I'm not sure I'd say exactly 5 minutes, as opposed to exactly whatever timeout value we were hitting, but it sure felt like a timeout (same wait every time, each origin server connection sitting in a system buffer wait on FreeBSD). Ian's seen this on and off, but has a more rational test setup than any of us, I suspect.

Chuck

On Friday, August 3, 2001, at 12:01 PM, Bill Stoddard wrote:

We are adding a flush bucket after an eos. That's just wrong imho. If the eos is being
stripped out somewhere along the way (except by core), then we need to find out why that
is happening.
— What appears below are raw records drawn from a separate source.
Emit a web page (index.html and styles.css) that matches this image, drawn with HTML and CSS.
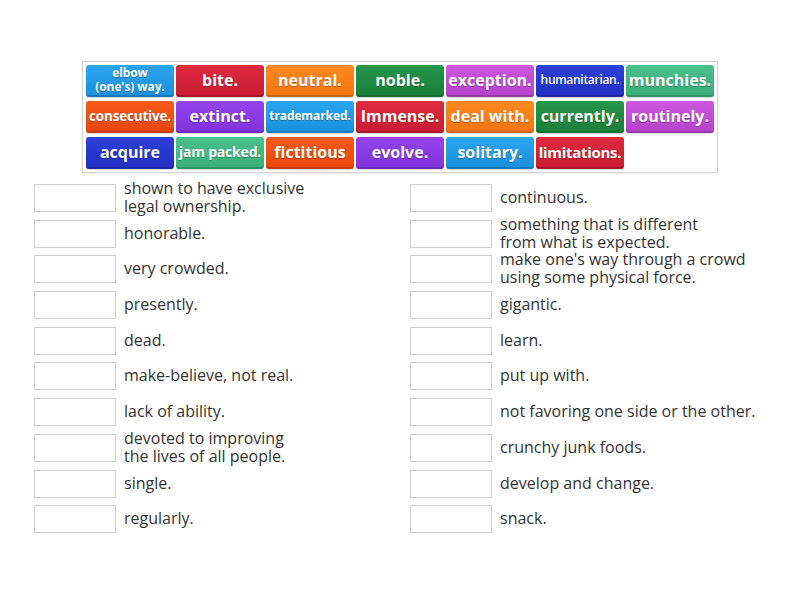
FILE: index.html
```html
<!DOCTYPE html>
<html>
<head>
<meta charset="utf-8">
<link rel="stylesheet" href="styles.css">
</head>
<body>
<div class="page">
  <div class="bank">
    <div class="tile c-lblue t-xs">elbow<br>(one's) way.</div>
    <div class="tile c-red">bite.</div>
    <div class="tile c-orange">neutral.</div>
    <div class="tile c-green">noble.</div>
    <div class="tile c-magenta">exception.</div>
    <div class="tile c-dblue t-xxs">humanitarian.</div>
    <div class="tile c-teal">munchies.</div>
    <div class="tile c-ored t-sm">consecutive.</div>
    <div class="tile c-purple">extinct.</div>
    <div class="tile c-lblue t-xs">trademarked.</div>
    <div class="tile c-red">Immense.</div>
    <div class="tile c-orange">deal with.</div>
    <div class="tile c-green">currently.</div>
    <div class="tile c-magenta">routinely.</div>
    <div class="tile c-dblue">acquire</div>
    <div class="tile c-teal t-jp">jam packed.</div>
    <div class="tile c-ored">fictitious</div>
    <div class="tile c-purple">evolve.</div>
    <div class="tile c-lblue">solitary.</div>
    <div class="tile c-red t-md">limitations.</div>
  </div>

  <div class="answers">
    <div class="col">
      <div class="row"><div class="box"></div><div class="txt">shown to have exclusive<br>legal ownership.</div></div>
      <div class="row"><div class="box"></div><div class="txt">honorable.</div></div>
      <div class="row"><div class="box"></div><div class="txt">very crowded.</div></div>
      <div class="row"><div class="box"></div><div class="txt">presently.</div></div>
      <div class="row"><div class="box"></div><div class="txt">dead.</div></div>
      <div class="row"><div class="box"></div><div class="txt">make-believe, not real.</div></div>
      <div class="row"><div class="box"></div><div class="txt">lack of ability.</div></div>
      <div class="row"><div class="box"></div><div class="txt">devoted to improving<br>the lives of all people.</div></div>
      <div class="row"><div class="box"></div><div class="txt">single.</div></div>
      <div class="row"><div class="box"></div><div class="txt">regularly.</div></div>
    </div>
    <div class="col">
      <div class="row"><div class="box"></div><div class="txt">continuous.</div></div>
      <div class="row"><div class="box"></div><div class="txt">something that is different<br>from what is expected.</div></div>
      <div class="row"><div class="box"></div><div class="txt">make one's way through a crowd<br>using some physical force.</div></div>
      <div class="row"><div class="box"></div><div class="txt">gigantic.</div></div>
      <div class="row"><div class="box"></div><div class="txt">learn.</div></div>
      <div class="row"><div class="box"></div><div class="txt">put up with.</div></div>
      <div class="row"><div class="box"></div><div class="txt">not favoring one side or the other.</div></div>
      <div class="row"><div class="box"></div><div class="txt">crunchy junk foods.</div></div>
      <div class="row"><div class="box"></div><div class="txt">develop and change.</div></div>
      <div class="row"><div class="box"></div><div class="txt">snack.</div></div>
    </div>
  </div>
</div>
</body>
</html>
```

FILE: styles.css
```css
html, body {
  margin: 0;
  padding: 0;
  background: #ffffff;
}

body {
  font-family: "Open Sans", "Noto Sans", sans-serif;
  color: #333333;
}

.page {
  width: 800px;
  height: 600px;
  padding-top: 61px;
  box-sizing: border-box;
}

.bank {
  margin-left: 82px;
  width: 636px;
  height: 112px;
  box-sizing: border-box;
  border: 1px solid #d4d4d4;
  padding: 3px;
  display: grid;
  grid-template-columns: repeat(7, 88px);
  grid-auto-rows: 32px;
  gap: 4px 2px;
  box-shadow: 0 1px 2px rgba(0, 0, 0, 0.08);
}

.tile {
  border-radius: 3px;
  color: #ffffff;
  font-weight: 700;
  font-size: 16px;
  line-height: 18px;
  padding-bottom: 2px;
  box-sizing: border-box;
  display: flex;
  align-items: center;
  justify-content: center;
  text-align: center;
  white-space: nowrap;
  text-shadow: 0 1px 1px rgba(0, 0, 0, 0.25);
  box-shadow: inset 0 -2px 0 rgba(0, 0, 0, 0.15), 0 1px 1px rgba(0, 0, 0, 0.15);
  overflow: hidden;
}

.t-md { font-size: 15px; letter-spacing: -0.3px; }
.t-sm { font-size: 13.5px; letter-spacing: -0.2px; }
.t-jp { font-size: 14px; letter-spacing: -0.2px; }
.t-xs { font-size: 12px; line-height: 14px; letter-spacing: -0.1px; }
.t-xxs { font-size: 12px; letter-spacing: -0.3px; font-weight: 600; }

.c-lblue   { background: linear-gradient(#2aa5f0, #1a8fdc); }
.c-red     { background: linear-gradient(#df2a40, #c81b31); }
.c-orange  { background: linear-gradient(#fd8a1e, #f27410); }
.c-green   { background: linear-gradient(#24964a, #1a7f39); }
.c-magenta { background: linear-gradient(#cc58df, #b642cc); }
.c-dblue   { background: linear-gradient(#2e40d8, #2230c2); }
.c-teal    { background: linear-gradient(#4cc08c, #3aae78); }
.c-ored    { background: linear-gradient(#f65a18, #e8460c); }
.c-purple  { background: linear-gradient(#9443ec, #8032dc); }

.answers {
  margin-top: 11px;
  margin-left: 34px;
  display: grid;
  grid-template-columns: 376px 376px;
}

.col {
  display: flex;
  flex-direction: column;
  gap: 7.7px;
}

.row {
  height: 28px;
  display: flex;
  align-items: center;
  gap: 8px;
}

.box {
  width: 82px;
  height: 28px;
  box-sizing: border-box;
  border: 1px solid #cfcfcf;
  background: #ffffff;
  flex: none;
}

.txt {
  font-size: 16px;
  line-height: 18px;
  color: #333333;
  white-space: nowrap;
  margin-top: -2px;
}
```
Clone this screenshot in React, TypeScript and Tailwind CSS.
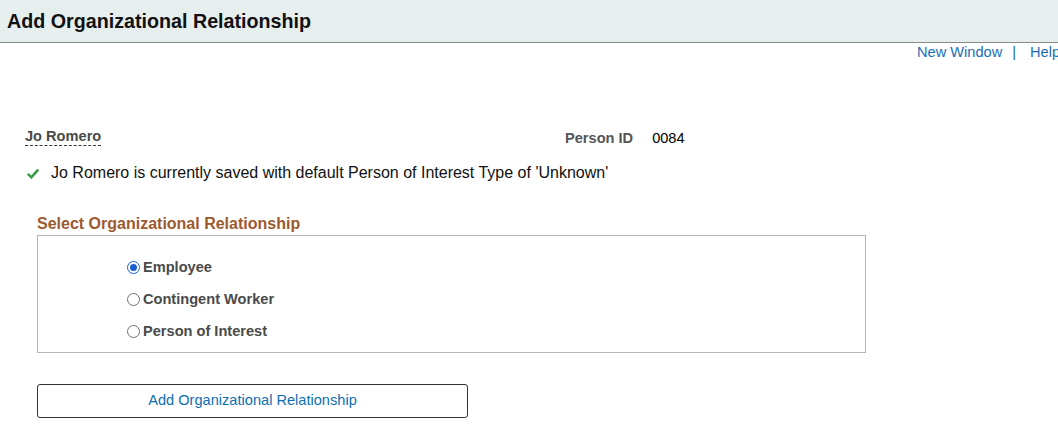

If the eos is not being promptly propagated to the core, then there is a bug
somewhere in one of the filters where we are not properly handling an eos.


Bill

Hum.....
The reason the flush bucket was added (about a month and a half ago)
to both the ftp and http proxies was because the EOS was not being
sent along, as needed.

If this is wrong, I am willing to fix it, but please give a suggestion
as to the reason why the EOS is not making it for ~5 minutes or so.

(5 minutes sound right to you, Chuck? You were the one seeing this
problem....)

Victor
--
Victor J. Orlikowski   | The Wall is Down, But the Threat Remains!